No one has challenged it.
This isn’t a criticism of the common descent hypothesis, it criticizing is the claim of “bad design”.
Finally, are Rube Goldberg machines “bad design”? That’s exactly the problem with biologists arbitrarily deciding something is “bad design” therefore there is no Intelligent Designer. Life is one of the most incredible rube Goldberg mechanisms in existence. That’s why the Rube Goldberg role of the peacock’s tail made Darwin sick. Natural Selection should not make such Rube Goldberg contraptions.
Sal
How does Intelligent Design explain the Peacock’s tail?
That’s nonsense. Of course it gets in the way. The fact that evolution optimized a crippled system doesn’t argue that that an optimized non-crippled system couldn’t be better.
There are all kinds of optimizations, real and possible.
So you have no basis for assuming that an eye with inverted receptors is better than the cephalopod design, just because evolution has found ways to compensate for bad design.
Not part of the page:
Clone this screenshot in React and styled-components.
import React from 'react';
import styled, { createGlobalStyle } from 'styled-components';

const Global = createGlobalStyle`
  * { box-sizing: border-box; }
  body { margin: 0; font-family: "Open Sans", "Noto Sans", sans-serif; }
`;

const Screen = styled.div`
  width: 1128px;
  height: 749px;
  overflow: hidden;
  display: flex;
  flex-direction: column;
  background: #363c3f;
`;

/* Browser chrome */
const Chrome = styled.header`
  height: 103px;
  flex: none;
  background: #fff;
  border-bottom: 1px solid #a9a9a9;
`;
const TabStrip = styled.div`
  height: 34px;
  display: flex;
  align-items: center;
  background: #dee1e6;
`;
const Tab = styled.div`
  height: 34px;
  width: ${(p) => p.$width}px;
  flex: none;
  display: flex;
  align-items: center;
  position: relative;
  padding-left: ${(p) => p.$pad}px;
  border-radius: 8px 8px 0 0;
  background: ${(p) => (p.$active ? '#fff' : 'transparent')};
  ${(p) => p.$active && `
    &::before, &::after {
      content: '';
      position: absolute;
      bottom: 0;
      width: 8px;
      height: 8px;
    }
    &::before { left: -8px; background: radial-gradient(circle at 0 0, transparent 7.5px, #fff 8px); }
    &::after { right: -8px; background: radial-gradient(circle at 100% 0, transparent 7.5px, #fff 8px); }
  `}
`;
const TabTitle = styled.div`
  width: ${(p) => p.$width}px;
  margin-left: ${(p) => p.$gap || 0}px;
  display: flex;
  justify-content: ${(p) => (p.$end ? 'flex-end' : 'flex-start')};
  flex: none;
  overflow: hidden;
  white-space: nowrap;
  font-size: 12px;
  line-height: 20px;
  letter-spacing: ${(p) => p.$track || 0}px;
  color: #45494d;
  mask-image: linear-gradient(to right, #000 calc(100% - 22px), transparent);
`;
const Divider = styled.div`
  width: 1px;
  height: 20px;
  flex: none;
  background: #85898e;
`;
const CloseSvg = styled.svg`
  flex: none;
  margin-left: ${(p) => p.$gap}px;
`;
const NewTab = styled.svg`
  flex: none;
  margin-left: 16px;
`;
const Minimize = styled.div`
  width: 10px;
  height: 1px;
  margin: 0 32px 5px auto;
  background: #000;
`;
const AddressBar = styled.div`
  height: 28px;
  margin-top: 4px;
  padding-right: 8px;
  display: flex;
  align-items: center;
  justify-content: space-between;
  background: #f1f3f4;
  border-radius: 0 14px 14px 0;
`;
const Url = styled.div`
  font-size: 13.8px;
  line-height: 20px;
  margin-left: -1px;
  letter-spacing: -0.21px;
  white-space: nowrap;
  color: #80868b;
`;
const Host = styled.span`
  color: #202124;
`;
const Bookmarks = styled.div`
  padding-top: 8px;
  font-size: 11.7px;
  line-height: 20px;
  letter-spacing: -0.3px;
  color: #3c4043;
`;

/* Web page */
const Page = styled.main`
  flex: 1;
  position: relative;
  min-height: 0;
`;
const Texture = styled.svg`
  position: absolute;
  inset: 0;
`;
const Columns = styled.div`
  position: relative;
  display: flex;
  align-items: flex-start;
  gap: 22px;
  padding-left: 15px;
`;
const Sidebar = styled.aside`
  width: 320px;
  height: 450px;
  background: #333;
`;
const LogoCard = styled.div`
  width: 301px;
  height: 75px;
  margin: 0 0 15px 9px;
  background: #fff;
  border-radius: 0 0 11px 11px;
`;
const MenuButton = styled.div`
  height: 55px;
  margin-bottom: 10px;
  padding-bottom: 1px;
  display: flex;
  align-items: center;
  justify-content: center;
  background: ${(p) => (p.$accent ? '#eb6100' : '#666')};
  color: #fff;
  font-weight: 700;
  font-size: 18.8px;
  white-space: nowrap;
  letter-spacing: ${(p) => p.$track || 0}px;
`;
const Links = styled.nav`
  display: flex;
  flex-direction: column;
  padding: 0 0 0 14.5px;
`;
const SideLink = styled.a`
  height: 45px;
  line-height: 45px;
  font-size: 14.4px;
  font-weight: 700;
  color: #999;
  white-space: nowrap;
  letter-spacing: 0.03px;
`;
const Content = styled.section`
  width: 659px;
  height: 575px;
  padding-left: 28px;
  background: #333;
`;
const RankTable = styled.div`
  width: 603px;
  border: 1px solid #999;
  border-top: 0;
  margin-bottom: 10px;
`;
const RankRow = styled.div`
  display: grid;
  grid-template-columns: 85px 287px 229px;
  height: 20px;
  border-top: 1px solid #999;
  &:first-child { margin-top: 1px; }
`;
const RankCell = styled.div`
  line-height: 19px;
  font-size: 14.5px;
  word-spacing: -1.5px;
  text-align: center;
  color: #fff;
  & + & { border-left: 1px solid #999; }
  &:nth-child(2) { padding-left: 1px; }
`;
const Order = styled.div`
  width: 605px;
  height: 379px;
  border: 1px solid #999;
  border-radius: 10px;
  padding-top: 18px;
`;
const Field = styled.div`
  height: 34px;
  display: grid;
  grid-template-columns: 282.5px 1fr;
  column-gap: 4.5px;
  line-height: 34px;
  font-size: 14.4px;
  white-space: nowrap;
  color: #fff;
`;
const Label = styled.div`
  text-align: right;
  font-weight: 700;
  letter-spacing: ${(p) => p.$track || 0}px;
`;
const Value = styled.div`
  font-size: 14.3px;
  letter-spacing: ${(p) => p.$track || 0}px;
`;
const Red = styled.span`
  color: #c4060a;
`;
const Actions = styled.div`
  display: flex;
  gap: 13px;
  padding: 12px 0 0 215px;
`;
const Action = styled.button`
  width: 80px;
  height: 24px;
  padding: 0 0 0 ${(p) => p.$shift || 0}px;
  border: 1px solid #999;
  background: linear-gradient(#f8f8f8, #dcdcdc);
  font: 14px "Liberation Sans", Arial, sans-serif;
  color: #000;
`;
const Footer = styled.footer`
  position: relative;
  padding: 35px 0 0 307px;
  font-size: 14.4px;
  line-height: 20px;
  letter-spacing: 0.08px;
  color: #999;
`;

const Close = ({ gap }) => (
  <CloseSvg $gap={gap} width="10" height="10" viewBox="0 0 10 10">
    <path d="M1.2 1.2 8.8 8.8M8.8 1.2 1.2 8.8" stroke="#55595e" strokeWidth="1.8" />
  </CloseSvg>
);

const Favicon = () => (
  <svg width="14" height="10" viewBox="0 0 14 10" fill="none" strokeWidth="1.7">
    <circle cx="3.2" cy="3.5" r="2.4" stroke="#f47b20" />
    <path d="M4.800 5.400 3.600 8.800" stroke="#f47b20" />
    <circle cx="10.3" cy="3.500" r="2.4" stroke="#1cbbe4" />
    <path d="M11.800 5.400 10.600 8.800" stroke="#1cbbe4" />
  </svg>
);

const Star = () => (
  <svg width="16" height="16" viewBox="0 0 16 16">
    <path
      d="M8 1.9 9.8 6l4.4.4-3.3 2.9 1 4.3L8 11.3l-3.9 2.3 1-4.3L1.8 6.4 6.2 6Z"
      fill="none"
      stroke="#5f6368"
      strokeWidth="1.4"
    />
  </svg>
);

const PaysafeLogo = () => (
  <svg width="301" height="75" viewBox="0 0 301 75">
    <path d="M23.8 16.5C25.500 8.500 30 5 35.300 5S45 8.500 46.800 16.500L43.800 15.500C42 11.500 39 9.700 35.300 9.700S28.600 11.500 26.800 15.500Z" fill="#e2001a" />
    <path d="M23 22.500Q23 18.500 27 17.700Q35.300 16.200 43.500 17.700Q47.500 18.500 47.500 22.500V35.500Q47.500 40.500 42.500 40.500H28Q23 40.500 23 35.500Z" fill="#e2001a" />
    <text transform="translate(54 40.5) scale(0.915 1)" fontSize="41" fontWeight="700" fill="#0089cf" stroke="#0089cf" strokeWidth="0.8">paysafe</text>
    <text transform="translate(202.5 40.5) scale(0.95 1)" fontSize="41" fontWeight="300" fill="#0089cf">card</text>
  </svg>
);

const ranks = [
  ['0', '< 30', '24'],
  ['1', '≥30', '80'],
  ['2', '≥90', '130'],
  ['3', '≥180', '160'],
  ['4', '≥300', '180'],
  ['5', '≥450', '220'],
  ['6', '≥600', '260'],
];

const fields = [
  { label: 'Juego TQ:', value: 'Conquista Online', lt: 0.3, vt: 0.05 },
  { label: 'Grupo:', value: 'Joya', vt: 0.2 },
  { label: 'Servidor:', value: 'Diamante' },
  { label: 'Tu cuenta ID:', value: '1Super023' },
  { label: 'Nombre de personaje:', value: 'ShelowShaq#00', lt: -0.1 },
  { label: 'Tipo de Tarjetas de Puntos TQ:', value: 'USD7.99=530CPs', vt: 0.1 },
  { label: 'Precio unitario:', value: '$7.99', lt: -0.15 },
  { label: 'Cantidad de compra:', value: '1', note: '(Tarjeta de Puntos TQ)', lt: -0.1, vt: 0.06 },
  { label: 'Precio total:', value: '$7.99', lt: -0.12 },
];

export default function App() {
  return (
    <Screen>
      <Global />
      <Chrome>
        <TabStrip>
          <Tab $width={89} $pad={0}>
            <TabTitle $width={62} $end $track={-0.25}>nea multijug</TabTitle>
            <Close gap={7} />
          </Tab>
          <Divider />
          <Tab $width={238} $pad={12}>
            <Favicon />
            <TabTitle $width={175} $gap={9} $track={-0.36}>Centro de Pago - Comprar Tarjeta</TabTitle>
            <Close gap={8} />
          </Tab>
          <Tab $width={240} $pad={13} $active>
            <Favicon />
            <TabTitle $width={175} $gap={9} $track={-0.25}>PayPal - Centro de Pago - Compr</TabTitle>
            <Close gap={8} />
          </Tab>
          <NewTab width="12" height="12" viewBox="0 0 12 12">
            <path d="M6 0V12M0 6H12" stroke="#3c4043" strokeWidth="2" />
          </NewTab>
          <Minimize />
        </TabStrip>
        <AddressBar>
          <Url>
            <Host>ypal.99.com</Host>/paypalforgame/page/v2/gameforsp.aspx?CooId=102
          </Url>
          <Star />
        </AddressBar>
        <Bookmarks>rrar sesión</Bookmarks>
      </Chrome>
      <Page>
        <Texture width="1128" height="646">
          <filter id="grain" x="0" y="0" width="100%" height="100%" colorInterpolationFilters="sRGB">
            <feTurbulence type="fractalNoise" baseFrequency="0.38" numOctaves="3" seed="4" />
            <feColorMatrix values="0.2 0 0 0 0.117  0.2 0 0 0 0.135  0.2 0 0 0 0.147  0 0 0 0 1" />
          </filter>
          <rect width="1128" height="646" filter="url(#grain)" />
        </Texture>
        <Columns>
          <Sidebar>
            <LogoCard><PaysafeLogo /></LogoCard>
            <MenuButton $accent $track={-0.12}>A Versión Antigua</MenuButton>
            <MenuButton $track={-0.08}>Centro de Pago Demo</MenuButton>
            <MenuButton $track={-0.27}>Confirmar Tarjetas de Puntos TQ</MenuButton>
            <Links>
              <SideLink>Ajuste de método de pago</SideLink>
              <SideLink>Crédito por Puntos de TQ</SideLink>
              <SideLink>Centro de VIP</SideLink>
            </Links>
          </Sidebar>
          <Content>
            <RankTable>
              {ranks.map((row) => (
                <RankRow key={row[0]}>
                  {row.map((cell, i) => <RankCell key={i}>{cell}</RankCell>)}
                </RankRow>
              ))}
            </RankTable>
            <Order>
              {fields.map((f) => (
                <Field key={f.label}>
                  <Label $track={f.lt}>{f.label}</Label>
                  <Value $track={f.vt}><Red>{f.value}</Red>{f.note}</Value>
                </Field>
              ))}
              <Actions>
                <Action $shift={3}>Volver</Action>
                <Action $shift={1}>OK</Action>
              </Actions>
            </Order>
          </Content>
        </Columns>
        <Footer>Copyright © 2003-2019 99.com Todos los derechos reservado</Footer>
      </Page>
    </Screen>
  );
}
An optimized good design will generally be better than an optimized bad design.
The vertebrate blind spot is not trivial. Brains fill in missing information with likely stuff, but not real stuff. I was nearly blind in one eye for several years. I did not perceive myself as blind in one eye. The world looked normal. But I was constantly bumping into things or spilling things, because my brain filled in the blurred area with stuff. But the fill in failed to warn me when there was something important.
Anyway, if one eye is better then the other why did the designer use both Sal?
And why, in the same environment and similar viewing needs, are cephalopods exclusively using one “design” and vertebrates quite another? I could possibly see how one might be better in a certain context, and another in a different context, but context explains nothing while heredity explains it very well indeed.
Well, that’s evolution, unless it’s coincidence, stupidity, or the gets-away-with-anything “designer.” Creationists of every stripe stick with the latter, because explaining life matters not at all to them, while concluding “designer” simply is what matters.
Glen Davidson
That’s really where creationism goes brain-dead stupid.
How’s that working out for you?
Yes. Sorry. Glad you’re doing better now.
It makes for good cake.
I can’t say enough good things about cataract surgery.
Pleased everything turned out well for you. I’m waiting for artificial retinal implants to become routine. 😉
Regarding human vs cephalopod eye. Many species of Cephalopoda occupy niches that have very low light levels compared to the African savannah. Good or better is more meaningful when a sensory system is considered in the context of its niche.
Well, at least that was finally made public.
If you know ID is so vacuous, why are you a supporter? Do you think the Peacock tail was designed Mung?